Thank you.
There are a couple of glaring difficulties in the legislation, as I see it right now, as well as concerns that we have on behalf of our organization. To echo Mr. Rady's comments, including those on resources, the constitutionality of the reversing of the onus is another concern.
A further difficulty with reversing the onus is that you're not simply reversing the onus onto the accused because there have been three predicate offences. You're raising the bar that the convicted person has to meet. Right now under the Criminal Code of Canada, any kind of aggravating feature of a sentence has to be proven beyond a reasonable doubt by the crown. What you're going to be doing now in the most aggravating circumstance is shifting the burden to the convicted person, but not just saying to them, “Because of your three predicate offences, we're going to have a prima facie case that the crown has met its burden”. We're not just doing that. We're not saying to the accused, “Now it's your turn, if you wish, to try to raise a reasonable doubt as to the dangerousness”. We are now saying to that convicted person, “You have to go beyond raising a reasonable doubt and prove on a balance of probabilities the negative--that you're not dangerous”. In many cases that will actually be an impossible test to meet. Philosophically, proving a negative is extremely difficult, but in a situation like this, where you're sapping the resources and putting, as Mr. Rady has alluded to, the onus on the defence and on legal aid plans to provide those resources, you're making it a next-to-impossible test.
Another concern that we have is that the net is being cast far too wide. For example, if you look at some of the primary designated offences, some that leap to mind--assault causing bodily harm, assault with a weapon, and robbery--are very widely defined offences. Certainly they capture within them very dangerous offences committed by very dangerous people, but they also capture within them offences that aren't overly dangerous per se when you get down to the basic factual underpinnings of the offence. What you have, practically speaking, is a situation where sentences in this country do not decrease, so if an individual has received a sentence of two years for an assault causing bodily harm or for a robbery, the next time they are before the court on a similar type of sentence they're not going to receive a lesser sentence; they're going to receive one on par or greate. So even though the factual underpinnings of the new sentence have not become of greater concern, the individual is looking at a sentence within that frame or worse, and therefore is going to be on a slippery slope to being caught within these three predicate offences. That is of concern.
Another concern arises when we get to the presumption of a dangerous offender, under proposed subsection 753(1.1). You are then in a situation where the court is being ordered to make the finding of dangerousness and impose the most severe sentence--an indeterminate sentence--unless the accused can show why or how they can be managed with a less onerous sentence. But there's no standard prescribed within the section, nor is it stated who has the burden within that framework. So you have made the finding of dangerousness as mandated by the changing of the “may”--the permissive--to the “shall”, which is part of Bill C-2 as well, and then you are not offering any guidance as to who has the burden of professing what should be the appropriate sentence once the finding of dangerousness has been made and on what burden.
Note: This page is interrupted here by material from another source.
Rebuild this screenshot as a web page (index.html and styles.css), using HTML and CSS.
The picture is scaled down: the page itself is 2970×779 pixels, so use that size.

You're not only placing the burden on the accused earlier, but you are leaving it open and vague in the secondary stage regarding what finding needs to be made.
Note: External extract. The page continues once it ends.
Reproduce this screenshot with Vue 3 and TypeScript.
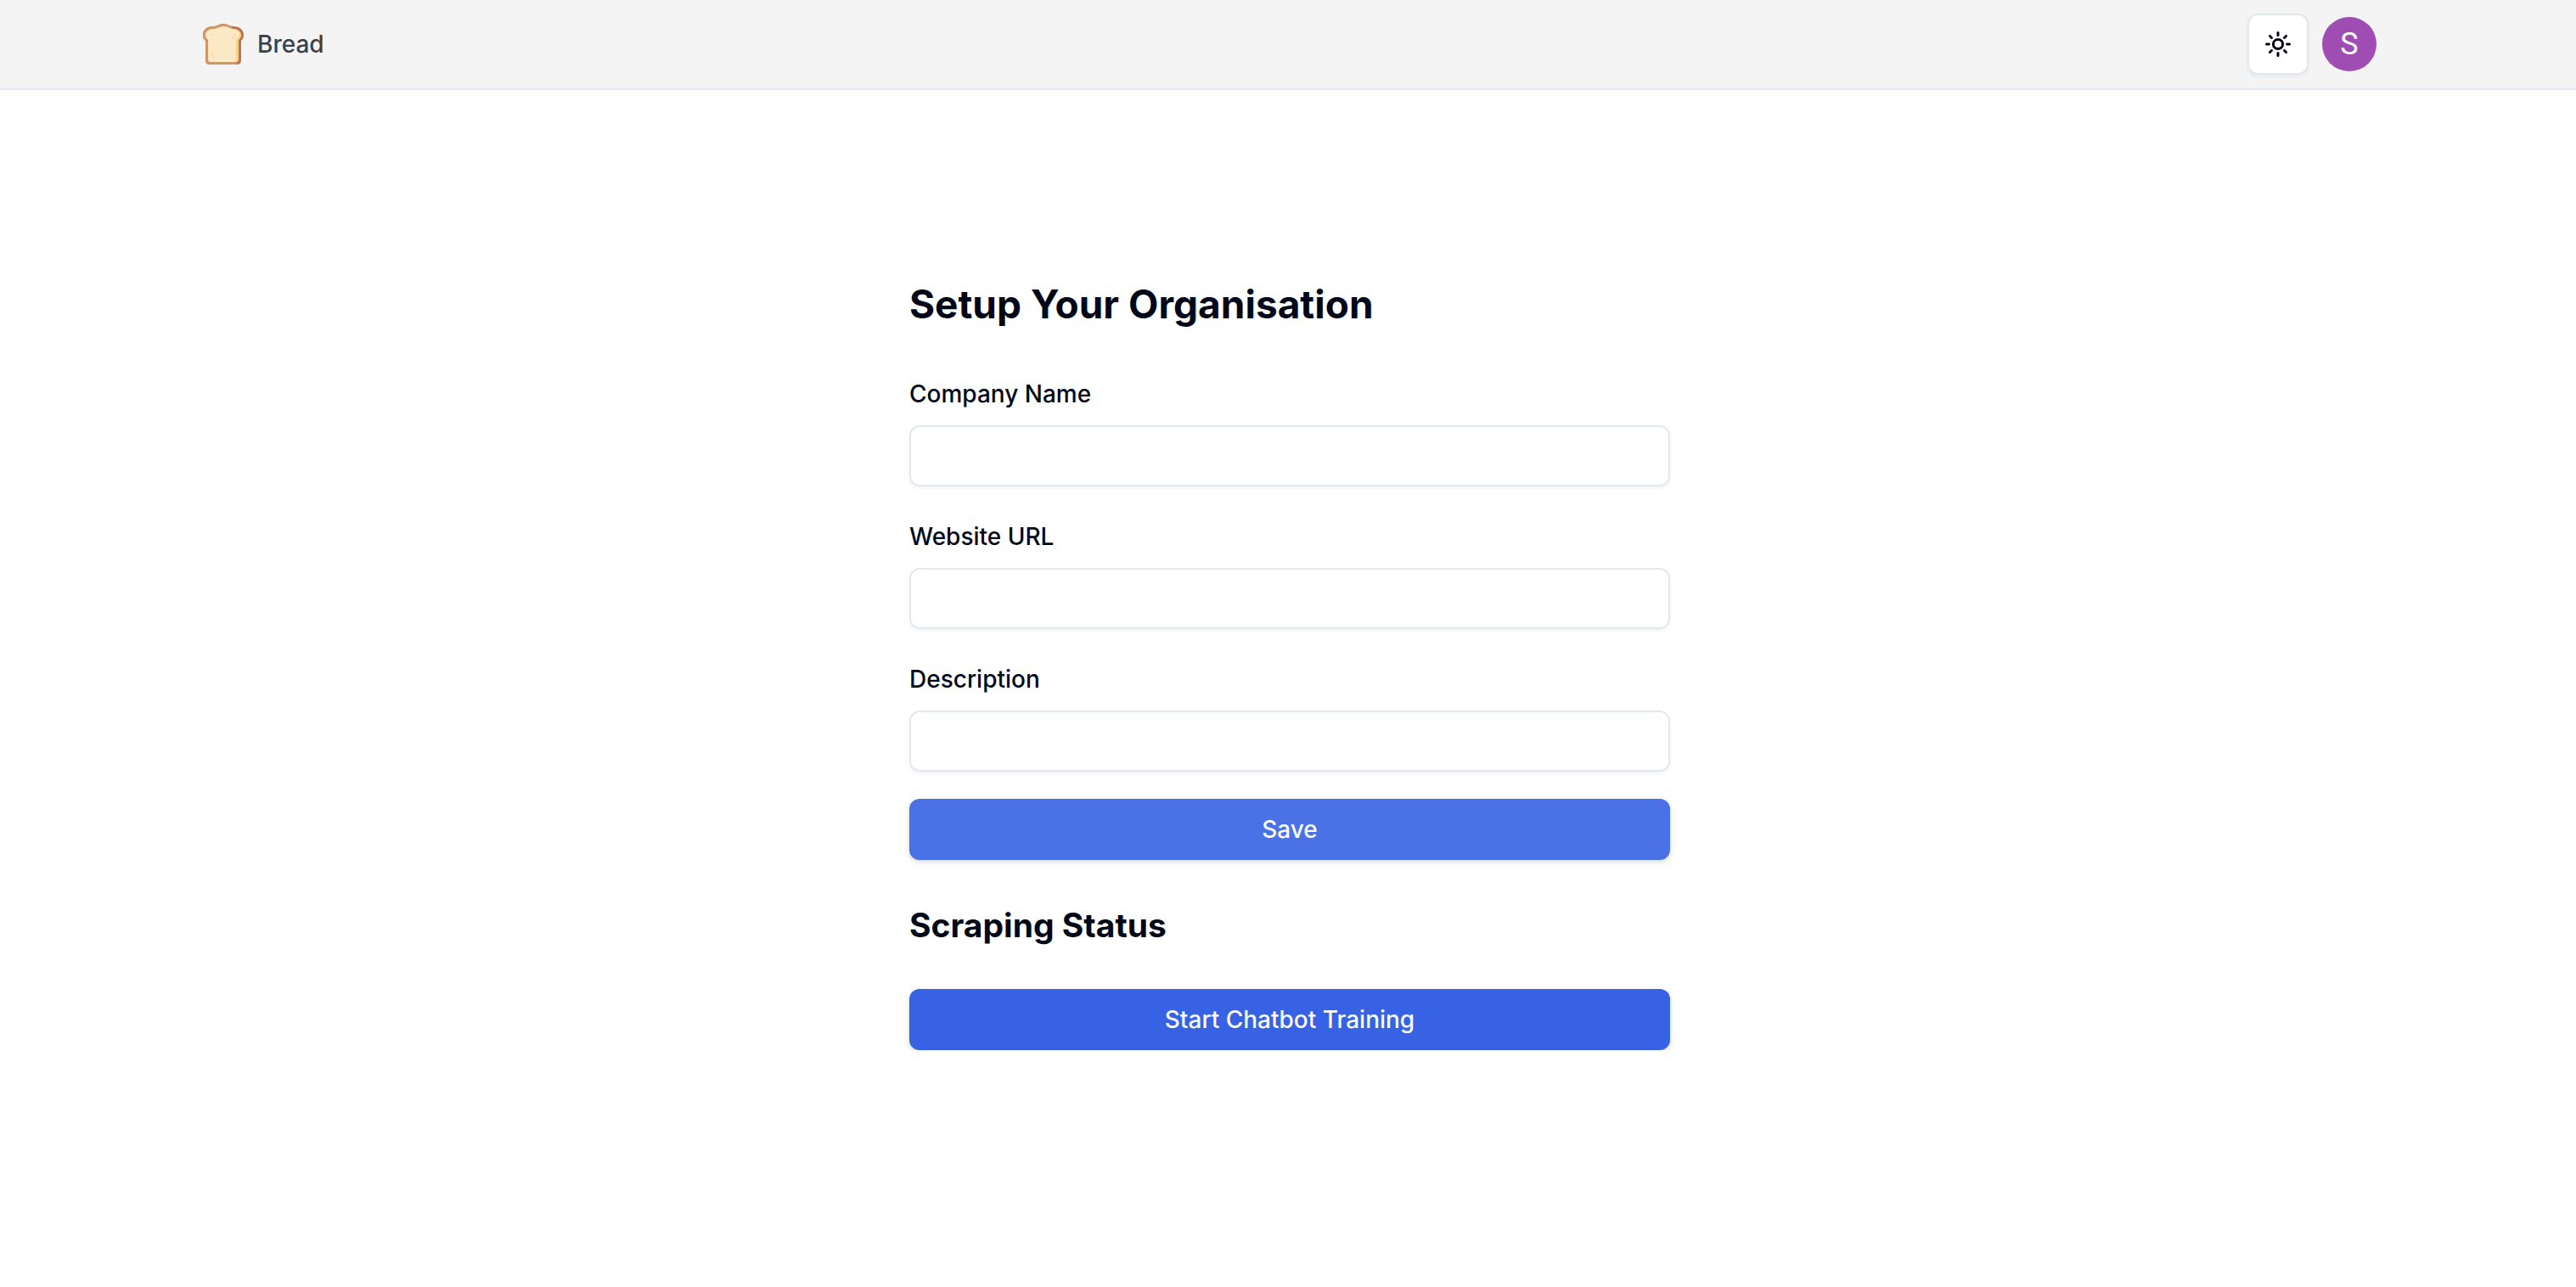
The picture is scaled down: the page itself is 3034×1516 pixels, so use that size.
<script setup lang="ts">
import { reactive } from 'vue'

interface Field {
  id: 'company' | 'website' | 'description'
  label: string
  type: string
}

const fields: Field[] = [
  { id: 'company', label: 'Company Name', type: 'text' },
  { id: 'website', label: 'Website URL', type: 'url' },
  { id: 'description', label: 'Description', type: 'text' },
]

const values = reactive({ company: '', website: '', description: '' })

const rays = [0, 45, 90, 135, 180, 225, 270, 315]
</script>

<template>
  <div class="page">
    <header class="topbar">
      <div class="topbar-inner">
        <a class="brand" href="#">
          <svg class="bread" viewBox="0 0 48 48" aria-hidden="true">
            <path fill="#bf7449" d="M24 0C29 0 31 3 36 3C43 3 48 7 48 13C48 16 47 18 45 20V43Q45 48 40 48H8Q3 48 3 43V20C1 18 0 16 0 13C0 7 5 3 12 3C17 3 19 0 24 0Z" />
            <path fill="#d29563" d="M24 0C28 0 30 2 34 3L41 44L39 48H8Q3 48 3 43V20C1 18 0 16 0 13C0 7 5 3 12 3C17 3 19 0 24 0Z" />
            <path fill="#f6d28d" d="M24 3C29 3 31 6 36 6C41 6 45 9 45 13C45 16 44 17 42 19V42Q42 45 39 45H30V3Z" />
            <path fill="#fbe8c5" d="M24 3C29 3 31 6 35 6C40 6 43 9 43 13C43 16 41 17 39 19V42Q39 45 36 45H9Q6 45 6 42V19C4 17 3 16 3 13C3 9 7 6 12 6C17 6 19 3 24 3Z" />
            <g fill="#f6d28d">
              <circle cx="10" cy="13" r="1" />
              <circle cx="38" cy="13" r="1" />
              <circle cx="35" cy="16" r="1" />
              <circle cx="10" cy="36" r="1" />
              <circle cx="13" cy="39" r="1" />
            </g>
          </svg>
          <span>Bread</span>
        </a>
        <div class="actions">
          <button class="theme" type="button" aria-label="Toggle theme">
            <svg viewBox="-15 -15 30 30" aria-hidden="true">
              <circle r="5.6" />
              <path v-for="angle in rays" :key="angle" d="M0 -13.5V-10.6" :transform="`rotate(${angle})`" />
            </svg>
          </button>
          <button class="avatar" type="button">S</button>
        </div>
      </div>
    </header>

    <main class="content">
      <h1>Setup Your Organisation</h1>
      <form class="form" @submit.prevent>
        <div class="fields">
          <div v-for="field in fields" :key="field.id" class="field">
            <label :for="field.id">{{ field.label }}</label>
            <input :id="field.id" v-model="values[field.id]" :type="field.type" />
          </div>
        </div>
        <button class="primary muted" type="submit">Save</button>
      </form>
      <h2>Scraping Status</h2>
      <button class="primary" type="button">Start Chatbot Training</button>
    </main>
  </div>
</template>

<style>
body {
  margin: 0;
  background: #fff;
}
</style>

<style scoped>
.page {
  color: #020817;
  font-family: Inter, "Liberation Sans", sans-serif;
  font-size: 28px;
  font-weight: 500;
  line-height: 30px;
}

.page * {
  box-sizing: border-box;
}

.topbar {
  padding: 16px 0 16px 4px;
  border-bottom: 2px solid #e2e8f0;
  background: #f4f4f4;
}

.topbar-inner {
  display: flex;
  align-items: center;
  justify-content: space-between;
  max-width: 2560px;
  margin: 0 auto;
}

.brand {
  display: flex;
  align-items: center;
  gap: 16px;
  color: #3f3f46;
  text-decoration: none;
}

.bread {
  width: 48px;
  height: 48px;
}

.actions {
  display: flex;
  align-items: center;
  gap: 16px;
}

button {
  padding: 0;
  border: 0;
  font: inherit;
  cursor: pointer;
}

.theme {
  display: grid;
  place-items: center;
  width: 72px;
  height: 72px;
  border: 2px solid #e2e8f0;
  border-radius: 12px;
  background: #fff;
  color: #020817;
  box-shadow: 0 2px 4px rgb(0 0 0 / 5%);
}

.theme svg {
  width: 30px;
  height: 30px;
  fill: none;
  stroke: currentColor;
  stroke-width: 3;
  stroke-linecap: round;
}

.avatar {
  width: 64px;
  height: 64px;
  border-radius: 50%;
  background: #9f4db3;
  color: #fff;
  font-family: Roboto, sans-serif;
  font-size: 36px;
  font-weight: 400;
}

.content {
  display: flex;
  flex-direction: column;
  max-width: 900px;
  margin: 0 auto;
  padding: 220px 0 0 4px;
}

h1,
h2 {
  margin: 0;
  font-weight: 700;
}

h1 {
  margin-bottom: 59px;
  font-size: 46px;
  line-height: 64px;
}

h2 {
  margin: 49px 0 47px;
  font-size: 39px;
  line-height: 56px;
}

.form {
  display: flex;
  flex-direction: column;
  gap: 32px;
}

.fields {
  display: flex;
  flex-direction: column;
  gap: 44px;
}

.field {
  display: flex;
  flex-direction: column;
  gap: 22px;
}

input {
  width: 100%;
  height: 72px;
  padding: 8px 24px;
  border: 2px solid #e2e8f0;
  border-radius: 12px;
  background: transparent;
  color: inherit;
  font: inherit;
  box-shadow: 0 2px 4px rgb(0 0 0 / 5%);
}

.primary {
  height: 72px;
  border-radius: 12px;
  background: #3662e3;
  color: #f8fafc;
  box-shadow: 0 2px 6px rgb(0 0 0 / 16%);
}

.muted {
  background: #4a72e6;
}
</style>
The concern goes further when you get into concerns such as the right to silence, which I know has been discussed at this committee on prior occasions. There have been answers offered such as the example of the Ontario Court of Appeal's R. v. Grayer decision, which shows that while clinging to the right to silence is something that an individual subject to a dangerous offender hearing can do, that individual does so at their own peril.
That's all well and good to say in the confines of a crown-must-prove dangerous offender, but once you reverse the onus onto the accused, you are mandating that if they in any way, shape, or form assist the fact-finder in determining what the appropriate sentence is, they give up their right to silence. That is a further concern.